-- Begin DATASET EXTRACT --

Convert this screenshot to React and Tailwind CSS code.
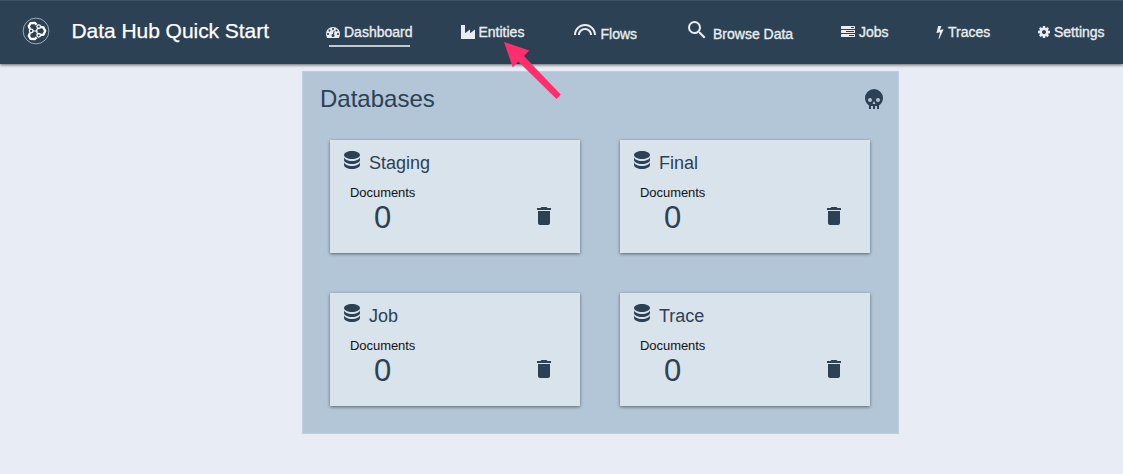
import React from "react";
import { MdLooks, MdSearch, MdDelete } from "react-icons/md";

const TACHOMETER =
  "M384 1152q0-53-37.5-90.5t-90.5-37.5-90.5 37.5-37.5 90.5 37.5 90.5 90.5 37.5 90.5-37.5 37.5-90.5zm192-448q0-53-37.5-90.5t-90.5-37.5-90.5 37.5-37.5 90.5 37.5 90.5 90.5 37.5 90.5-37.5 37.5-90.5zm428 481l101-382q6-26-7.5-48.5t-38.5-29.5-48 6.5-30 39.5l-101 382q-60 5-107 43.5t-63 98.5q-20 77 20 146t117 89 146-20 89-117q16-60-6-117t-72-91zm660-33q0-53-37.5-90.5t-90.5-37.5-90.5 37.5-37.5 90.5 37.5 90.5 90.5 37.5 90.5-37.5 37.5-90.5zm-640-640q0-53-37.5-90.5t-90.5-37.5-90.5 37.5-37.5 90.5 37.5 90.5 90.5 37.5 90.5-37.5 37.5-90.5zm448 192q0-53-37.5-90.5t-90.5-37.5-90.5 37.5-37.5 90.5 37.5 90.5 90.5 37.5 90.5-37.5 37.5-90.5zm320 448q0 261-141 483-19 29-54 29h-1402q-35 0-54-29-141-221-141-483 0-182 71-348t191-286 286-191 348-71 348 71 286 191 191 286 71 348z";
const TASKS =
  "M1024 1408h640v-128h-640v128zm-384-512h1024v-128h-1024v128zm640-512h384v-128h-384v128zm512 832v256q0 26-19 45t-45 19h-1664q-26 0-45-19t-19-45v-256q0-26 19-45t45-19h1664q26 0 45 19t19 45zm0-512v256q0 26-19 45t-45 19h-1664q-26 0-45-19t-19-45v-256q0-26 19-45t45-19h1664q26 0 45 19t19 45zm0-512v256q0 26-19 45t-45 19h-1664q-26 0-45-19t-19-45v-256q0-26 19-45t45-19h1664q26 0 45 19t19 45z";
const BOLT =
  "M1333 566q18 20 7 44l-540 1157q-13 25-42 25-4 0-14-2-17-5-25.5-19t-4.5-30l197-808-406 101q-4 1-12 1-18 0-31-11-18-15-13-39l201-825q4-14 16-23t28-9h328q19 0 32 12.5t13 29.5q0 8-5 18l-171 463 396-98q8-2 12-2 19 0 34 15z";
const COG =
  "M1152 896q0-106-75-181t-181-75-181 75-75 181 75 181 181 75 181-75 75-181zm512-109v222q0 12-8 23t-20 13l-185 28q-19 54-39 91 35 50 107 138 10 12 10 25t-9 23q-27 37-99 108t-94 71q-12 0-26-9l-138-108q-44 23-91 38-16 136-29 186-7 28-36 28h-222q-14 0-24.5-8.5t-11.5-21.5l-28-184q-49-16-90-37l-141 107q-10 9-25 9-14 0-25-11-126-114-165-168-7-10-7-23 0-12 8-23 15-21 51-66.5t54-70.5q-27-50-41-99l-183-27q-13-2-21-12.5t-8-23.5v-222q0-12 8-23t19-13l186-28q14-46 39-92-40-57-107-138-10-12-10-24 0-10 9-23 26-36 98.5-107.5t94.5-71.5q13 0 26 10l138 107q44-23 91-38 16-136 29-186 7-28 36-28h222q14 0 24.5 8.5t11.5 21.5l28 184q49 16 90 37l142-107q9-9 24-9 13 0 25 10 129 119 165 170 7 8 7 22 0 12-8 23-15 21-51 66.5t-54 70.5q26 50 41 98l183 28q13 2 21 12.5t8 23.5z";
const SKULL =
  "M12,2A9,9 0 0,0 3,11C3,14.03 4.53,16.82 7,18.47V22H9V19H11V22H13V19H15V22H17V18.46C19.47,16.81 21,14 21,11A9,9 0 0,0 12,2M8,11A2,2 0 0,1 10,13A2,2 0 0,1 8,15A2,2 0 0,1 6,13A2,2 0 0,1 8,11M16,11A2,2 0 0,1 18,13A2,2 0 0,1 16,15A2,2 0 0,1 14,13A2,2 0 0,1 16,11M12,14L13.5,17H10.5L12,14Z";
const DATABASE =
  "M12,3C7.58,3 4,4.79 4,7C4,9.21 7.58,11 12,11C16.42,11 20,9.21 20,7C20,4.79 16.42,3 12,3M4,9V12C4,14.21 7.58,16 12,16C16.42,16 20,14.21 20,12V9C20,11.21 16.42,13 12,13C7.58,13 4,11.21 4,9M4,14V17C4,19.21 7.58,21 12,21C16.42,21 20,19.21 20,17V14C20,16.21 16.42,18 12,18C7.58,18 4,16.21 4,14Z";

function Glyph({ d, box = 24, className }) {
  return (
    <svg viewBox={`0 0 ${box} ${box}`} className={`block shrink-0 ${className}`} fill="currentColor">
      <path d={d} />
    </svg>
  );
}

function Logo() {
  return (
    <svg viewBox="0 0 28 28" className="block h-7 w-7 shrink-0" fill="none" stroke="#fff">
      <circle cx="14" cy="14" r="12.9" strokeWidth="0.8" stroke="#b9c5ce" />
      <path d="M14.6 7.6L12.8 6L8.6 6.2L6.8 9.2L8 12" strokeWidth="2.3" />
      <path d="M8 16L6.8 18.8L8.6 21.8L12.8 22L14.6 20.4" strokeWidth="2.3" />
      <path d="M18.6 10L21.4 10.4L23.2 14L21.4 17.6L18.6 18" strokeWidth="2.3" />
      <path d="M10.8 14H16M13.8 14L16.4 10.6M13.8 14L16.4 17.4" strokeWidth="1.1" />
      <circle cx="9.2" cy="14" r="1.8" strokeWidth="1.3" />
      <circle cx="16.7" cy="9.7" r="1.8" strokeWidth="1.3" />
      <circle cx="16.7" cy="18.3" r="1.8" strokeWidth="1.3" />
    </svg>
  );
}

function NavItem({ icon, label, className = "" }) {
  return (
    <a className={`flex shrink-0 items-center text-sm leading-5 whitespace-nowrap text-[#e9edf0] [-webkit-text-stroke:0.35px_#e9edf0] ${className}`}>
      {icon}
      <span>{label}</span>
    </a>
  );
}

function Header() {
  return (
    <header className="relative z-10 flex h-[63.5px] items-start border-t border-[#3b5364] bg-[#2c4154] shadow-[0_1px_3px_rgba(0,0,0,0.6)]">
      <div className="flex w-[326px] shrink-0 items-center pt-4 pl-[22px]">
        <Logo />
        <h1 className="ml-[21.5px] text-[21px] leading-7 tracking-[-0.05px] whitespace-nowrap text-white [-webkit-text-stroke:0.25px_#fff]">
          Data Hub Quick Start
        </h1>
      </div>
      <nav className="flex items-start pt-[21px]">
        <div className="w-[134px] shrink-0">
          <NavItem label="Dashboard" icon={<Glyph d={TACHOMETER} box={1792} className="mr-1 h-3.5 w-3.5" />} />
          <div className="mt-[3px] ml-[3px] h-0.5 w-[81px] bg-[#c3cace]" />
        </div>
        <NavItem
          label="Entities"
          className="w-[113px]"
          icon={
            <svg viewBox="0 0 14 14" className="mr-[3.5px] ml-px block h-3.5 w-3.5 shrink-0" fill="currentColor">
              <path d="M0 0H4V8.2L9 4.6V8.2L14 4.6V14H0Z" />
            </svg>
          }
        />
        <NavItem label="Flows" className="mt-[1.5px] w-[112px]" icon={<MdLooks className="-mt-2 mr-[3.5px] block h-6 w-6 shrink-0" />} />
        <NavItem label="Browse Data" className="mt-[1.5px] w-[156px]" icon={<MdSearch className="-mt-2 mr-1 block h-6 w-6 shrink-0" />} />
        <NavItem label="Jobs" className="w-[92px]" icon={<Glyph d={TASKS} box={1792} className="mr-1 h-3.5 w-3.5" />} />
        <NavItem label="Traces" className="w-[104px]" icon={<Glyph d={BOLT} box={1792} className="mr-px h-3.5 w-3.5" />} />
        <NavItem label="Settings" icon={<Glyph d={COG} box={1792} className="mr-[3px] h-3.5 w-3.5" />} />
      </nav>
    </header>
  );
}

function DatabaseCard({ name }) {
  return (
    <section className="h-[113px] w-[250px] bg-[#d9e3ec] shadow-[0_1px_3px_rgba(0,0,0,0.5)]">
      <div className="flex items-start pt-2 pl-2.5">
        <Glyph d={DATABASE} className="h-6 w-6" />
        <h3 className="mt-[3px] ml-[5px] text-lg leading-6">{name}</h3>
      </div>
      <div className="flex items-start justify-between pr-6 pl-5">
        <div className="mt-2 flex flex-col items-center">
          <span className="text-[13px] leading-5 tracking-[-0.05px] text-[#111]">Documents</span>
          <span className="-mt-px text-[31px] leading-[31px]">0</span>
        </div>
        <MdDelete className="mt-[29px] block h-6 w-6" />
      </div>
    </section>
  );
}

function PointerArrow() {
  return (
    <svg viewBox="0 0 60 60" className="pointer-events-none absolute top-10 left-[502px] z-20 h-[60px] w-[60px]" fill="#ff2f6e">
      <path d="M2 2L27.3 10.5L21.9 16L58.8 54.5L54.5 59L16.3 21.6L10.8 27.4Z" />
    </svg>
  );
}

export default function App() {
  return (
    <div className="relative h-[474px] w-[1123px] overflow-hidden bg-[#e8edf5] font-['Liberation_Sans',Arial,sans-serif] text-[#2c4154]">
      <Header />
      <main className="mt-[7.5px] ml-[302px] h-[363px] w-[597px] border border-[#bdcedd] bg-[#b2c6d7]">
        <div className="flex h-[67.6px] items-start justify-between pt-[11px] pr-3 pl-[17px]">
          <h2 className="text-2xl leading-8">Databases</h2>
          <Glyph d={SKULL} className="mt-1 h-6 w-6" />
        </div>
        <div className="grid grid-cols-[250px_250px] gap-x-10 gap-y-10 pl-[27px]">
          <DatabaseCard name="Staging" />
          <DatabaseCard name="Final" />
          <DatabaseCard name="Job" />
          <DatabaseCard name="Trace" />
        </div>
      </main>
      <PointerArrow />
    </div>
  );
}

-- End DATASET EXTRACT --
-- Begin DATASET EXTRACT --

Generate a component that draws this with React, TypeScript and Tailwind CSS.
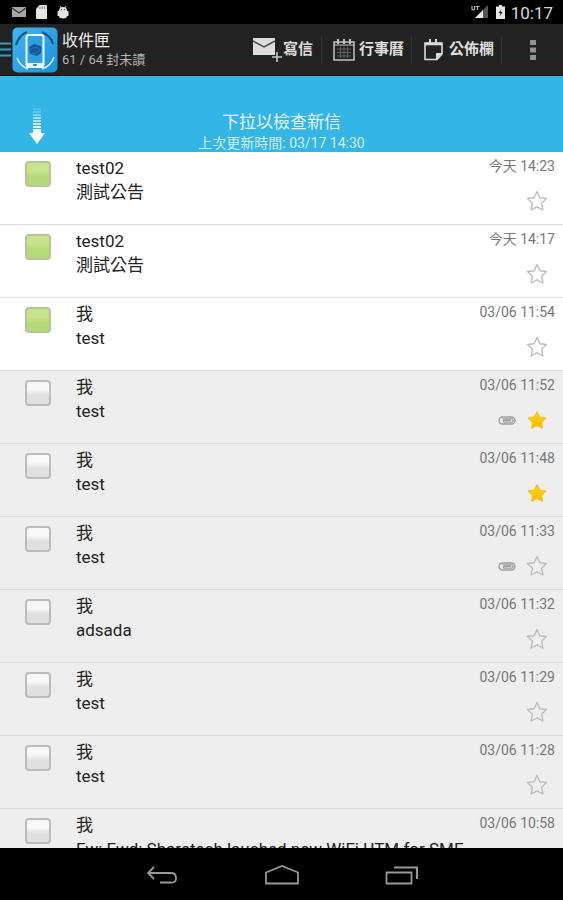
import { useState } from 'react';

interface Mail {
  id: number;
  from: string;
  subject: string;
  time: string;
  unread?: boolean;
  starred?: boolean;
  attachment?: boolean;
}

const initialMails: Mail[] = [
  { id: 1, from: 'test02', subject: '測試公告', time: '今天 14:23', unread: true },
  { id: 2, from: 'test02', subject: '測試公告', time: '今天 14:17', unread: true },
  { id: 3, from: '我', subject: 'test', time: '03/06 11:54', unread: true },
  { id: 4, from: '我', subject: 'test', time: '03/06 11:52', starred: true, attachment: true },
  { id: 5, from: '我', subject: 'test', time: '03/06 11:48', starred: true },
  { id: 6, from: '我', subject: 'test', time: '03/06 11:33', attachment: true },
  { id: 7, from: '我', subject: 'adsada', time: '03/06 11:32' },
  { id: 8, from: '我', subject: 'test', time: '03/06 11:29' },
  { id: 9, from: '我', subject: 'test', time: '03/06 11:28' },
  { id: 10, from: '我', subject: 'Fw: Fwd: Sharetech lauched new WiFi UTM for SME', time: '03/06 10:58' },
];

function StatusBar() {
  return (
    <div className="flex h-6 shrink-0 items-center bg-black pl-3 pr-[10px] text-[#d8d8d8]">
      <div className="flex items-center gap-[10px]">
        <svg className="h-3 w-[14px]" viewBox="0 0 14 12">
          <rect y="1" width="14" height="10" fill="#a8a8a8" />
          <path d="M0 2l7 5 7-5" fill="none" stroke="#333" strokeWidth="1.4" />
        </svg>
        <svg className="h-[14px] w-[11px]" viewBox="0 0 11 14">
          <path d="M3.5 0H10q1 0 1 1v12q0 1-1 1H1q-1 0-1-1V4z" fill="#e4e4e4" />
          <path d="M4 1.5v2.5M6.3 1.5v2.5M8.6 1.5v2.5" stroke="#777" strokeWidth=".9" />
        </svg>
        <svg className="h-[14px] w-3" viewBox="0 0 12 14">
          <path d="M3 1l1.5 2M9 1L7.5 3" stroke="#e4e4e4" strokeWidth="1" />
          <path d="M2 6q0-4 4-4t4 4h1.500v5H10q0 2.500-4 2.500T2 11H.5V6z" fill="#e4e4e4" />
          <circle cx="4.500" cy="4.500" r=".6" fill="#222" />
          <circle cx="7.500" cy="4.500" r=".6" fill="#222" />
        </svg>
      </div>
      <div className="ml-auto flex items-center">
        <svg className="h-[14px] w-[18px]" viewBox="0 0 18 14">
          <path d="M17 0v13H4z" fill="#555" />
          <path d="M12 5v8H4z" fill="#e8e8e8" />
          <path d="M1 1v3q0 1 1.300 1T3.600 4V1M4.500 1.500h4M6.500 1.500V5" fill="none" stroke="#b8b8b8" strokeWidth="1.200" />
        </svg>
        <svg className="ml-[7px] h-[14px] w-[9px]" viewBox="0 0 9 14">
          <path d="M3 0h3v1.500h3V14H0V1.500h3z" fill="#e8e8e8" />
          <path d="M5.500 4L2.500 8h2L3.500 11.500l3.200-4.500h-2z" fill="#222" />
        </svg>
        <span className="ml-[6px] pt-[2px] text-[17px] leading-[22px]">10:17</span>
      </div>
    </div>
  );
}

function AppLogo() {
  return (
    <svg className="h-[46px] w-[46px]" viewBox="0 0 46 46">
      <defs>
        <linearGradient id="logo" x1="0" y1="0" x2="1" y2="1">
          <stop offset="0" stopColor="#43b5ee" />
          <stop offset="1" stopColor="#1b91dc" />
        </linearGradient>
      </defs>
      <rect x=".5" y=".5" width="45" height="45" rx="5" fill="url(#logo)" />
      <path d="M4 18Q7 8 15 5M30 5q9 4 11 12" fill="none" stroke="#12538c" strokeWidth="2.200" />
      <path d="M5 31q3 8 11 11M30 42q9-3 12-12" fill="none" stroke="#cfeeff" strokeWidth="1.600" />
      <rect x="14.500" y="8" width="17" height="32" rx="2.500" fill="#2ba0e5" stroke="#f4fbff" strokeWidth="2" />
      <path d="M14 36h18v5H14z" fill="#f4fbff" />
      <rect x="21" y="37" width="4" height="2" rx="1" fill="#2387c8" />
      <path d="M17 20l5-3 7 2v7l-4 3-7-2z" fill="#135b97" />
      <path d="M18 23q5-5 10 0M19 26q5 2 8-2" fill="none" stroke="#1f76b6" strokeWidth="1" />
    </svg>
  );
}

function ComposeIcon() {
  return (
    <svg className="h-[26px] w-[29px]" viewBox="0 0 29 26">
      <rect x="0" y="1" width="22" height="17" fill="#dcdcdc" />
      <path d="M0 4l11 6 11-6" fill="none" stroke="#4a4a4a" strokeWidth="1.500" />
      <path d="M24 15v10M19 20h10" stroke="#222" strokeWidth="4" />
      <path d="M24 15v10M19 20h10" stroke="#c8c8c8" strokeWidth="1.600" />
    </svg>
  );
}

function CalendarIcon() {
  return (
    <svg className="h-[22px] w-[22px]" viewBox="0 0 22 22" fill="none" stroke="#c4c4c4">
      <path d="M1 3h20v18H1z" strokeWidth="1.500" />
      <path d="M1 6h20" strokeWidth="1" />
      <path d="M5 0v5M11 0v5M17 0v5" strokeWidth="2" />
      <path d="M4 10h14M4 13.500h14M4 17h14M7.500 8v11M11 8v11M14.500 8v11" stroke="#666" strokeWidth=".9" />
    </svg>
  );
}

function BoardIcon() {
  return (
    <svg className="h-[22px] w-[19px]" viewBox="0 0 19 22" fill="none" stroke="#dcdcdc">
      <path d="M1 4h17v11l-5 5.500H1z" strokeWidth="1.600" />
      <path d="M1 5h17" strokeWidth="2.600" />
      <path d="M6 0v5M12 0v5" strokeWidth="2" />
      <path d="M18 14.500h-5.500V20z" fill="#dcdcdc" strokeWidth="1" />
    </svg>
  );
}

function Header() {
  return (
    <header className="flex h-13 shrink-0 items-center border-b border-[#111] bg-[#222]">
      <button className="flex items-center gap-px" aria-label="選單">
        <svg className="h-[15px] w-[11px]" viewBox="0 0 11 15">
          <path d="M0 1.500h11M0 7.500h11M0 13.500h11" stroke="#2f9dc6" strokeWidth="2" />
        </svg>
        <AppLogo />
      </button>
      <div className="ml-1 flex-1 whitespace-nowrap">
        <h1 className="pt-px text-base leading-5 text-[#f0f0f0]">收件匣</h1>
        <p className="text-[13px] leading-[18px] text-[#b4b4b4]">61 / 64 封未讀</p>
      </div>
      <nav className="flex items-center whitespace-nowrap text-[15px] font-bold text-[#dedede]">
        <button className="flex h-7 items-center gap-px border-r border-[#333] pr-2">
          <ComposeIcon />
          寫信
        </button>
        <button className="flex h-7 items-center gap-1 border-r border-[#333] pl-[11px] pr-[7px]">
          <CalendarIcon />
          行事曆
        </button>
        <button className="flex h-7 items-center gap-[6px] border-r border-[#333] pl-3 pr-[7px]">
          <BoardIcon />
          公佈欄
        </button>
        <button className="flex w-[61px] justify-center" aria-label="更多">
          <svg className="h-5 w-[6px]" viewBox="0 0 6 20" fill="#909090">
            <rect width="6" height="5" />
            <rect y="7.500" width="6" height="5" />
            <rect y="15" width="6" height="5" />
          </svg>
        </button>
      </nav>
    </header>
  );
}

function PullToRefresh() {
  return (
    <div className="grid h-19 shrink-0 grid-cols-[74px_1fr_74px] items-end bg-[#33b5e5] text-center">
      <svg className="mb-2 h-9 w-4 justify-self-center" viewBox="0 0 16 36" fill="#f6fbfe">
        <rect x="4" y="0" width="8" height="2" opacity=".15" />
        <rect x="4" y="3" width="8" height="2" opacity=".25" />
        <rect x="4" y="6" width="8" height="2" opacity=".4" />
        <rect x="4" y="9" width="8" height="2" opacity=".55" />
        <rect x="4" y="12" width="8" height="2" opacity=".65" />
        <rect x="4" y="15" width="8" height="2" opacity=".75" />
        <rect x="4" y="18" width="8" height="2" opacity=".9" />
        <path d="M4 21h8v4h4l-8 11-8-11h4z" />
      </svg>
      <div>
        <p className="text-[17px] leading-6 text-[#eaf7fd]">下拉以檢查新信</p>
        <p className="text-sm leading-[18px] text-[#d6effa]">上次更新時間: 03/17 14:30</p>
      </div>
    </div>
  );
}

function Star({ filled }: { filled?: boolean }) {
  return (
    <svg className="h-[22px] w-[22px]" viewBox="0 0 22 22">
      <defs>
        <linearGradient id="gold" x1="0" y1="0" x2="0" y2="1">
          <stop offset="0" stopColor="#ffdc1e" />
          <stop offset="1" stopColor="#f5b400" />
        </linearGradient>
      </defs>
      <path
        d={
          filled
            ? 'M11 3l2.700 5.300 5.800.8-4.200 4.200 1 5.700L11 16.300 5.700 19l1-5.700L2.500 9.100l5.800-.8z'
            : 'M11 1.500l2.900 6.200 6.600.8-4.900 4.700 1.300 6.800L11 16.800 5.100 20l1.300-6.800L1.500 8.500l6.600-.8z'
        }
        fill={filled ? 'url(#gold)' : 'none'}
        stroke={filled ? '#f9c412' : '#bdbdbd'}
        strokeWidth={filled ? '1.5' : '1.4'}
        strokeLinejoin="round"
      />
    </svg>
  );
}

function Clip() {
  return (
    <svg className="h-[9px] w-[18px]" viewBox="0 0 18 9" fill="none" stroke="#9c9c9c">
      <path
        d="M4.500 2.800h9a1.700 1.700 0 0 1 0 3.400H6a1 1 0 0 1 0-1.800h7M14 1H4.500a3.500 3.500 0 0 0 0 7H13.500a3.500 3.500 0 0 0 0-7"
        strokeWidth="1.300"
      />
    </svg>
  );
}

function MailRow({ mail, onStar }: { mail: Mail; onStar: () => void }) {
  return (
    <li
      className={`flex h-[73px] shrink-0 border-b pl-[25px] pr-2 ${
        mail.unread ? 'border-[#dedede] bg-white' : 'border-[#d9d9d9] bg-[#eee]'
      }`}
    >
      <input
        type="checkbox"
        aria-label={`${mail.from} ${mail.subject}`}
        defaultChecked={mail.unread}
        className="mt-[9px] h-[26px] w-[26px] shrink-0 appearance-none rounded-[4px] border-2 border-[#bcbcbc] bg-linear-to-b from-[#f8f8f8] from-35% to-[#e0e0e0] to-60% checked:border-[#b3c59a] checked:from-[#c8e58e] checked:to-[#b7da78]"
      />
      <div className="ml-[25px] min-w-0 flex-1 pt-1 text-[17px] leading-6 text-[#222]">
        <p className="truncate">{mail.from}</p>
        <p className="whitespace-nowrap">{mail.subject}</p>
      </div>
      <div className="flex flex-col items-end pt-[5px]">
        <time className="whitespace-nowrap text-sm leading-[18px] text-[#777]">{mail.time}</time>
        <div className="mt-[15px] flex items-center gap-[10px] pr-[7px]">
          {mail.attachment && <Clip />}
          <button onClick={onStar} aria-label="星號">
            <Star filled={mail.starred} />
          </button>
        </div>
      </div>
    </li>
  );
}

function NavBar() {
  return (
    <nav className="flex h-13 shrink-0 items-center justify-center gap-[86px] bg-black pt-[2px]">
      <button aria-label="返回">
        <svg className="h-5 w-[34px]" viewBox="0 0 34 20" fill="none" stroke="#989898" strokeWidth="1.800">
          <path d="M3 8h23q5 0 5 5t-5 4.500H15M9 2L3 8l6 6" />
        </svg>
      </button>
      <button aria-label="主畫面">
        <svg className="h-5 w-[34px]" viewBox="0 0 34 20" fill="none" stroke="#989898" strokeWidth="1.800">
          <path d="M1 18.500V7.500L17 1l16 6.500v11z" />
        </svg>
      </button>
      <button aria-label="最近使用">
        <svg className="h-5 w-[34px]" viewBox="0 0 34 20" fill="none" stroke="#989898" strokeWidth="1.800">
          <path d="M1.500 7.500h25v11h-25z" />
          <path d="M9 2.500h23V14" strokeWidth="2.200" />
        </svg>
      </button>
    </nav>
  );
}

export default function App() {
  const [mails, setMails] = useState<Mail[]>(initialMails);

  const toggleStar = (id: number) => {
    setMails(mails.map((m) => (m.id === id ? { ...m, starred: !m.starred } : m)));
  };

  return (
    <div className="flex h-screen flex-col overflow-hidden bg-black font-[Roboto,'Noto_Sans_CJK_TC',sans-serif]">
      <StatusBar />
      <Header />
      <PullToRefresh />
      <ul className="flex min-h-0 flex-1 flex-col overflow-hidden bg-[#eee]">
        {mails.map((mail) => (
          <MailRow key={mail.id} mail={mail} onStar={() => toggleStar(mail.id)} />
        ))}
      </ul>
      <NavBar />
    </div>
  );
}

-- End DATASET EXTRACT --

REQUEST – Among the entries above, take the lines from the one with "Convert this screenshot" through the one with "MdLooks, MdSearch, MdDelete" and retype them exactly, leaving out the pictures.

TASK RESULT –
Convert this screenshot to React and Tailwind CSS code.
import React from "react";
import { MdLooks, MdSearch, MdDelete } from "react-icons/md";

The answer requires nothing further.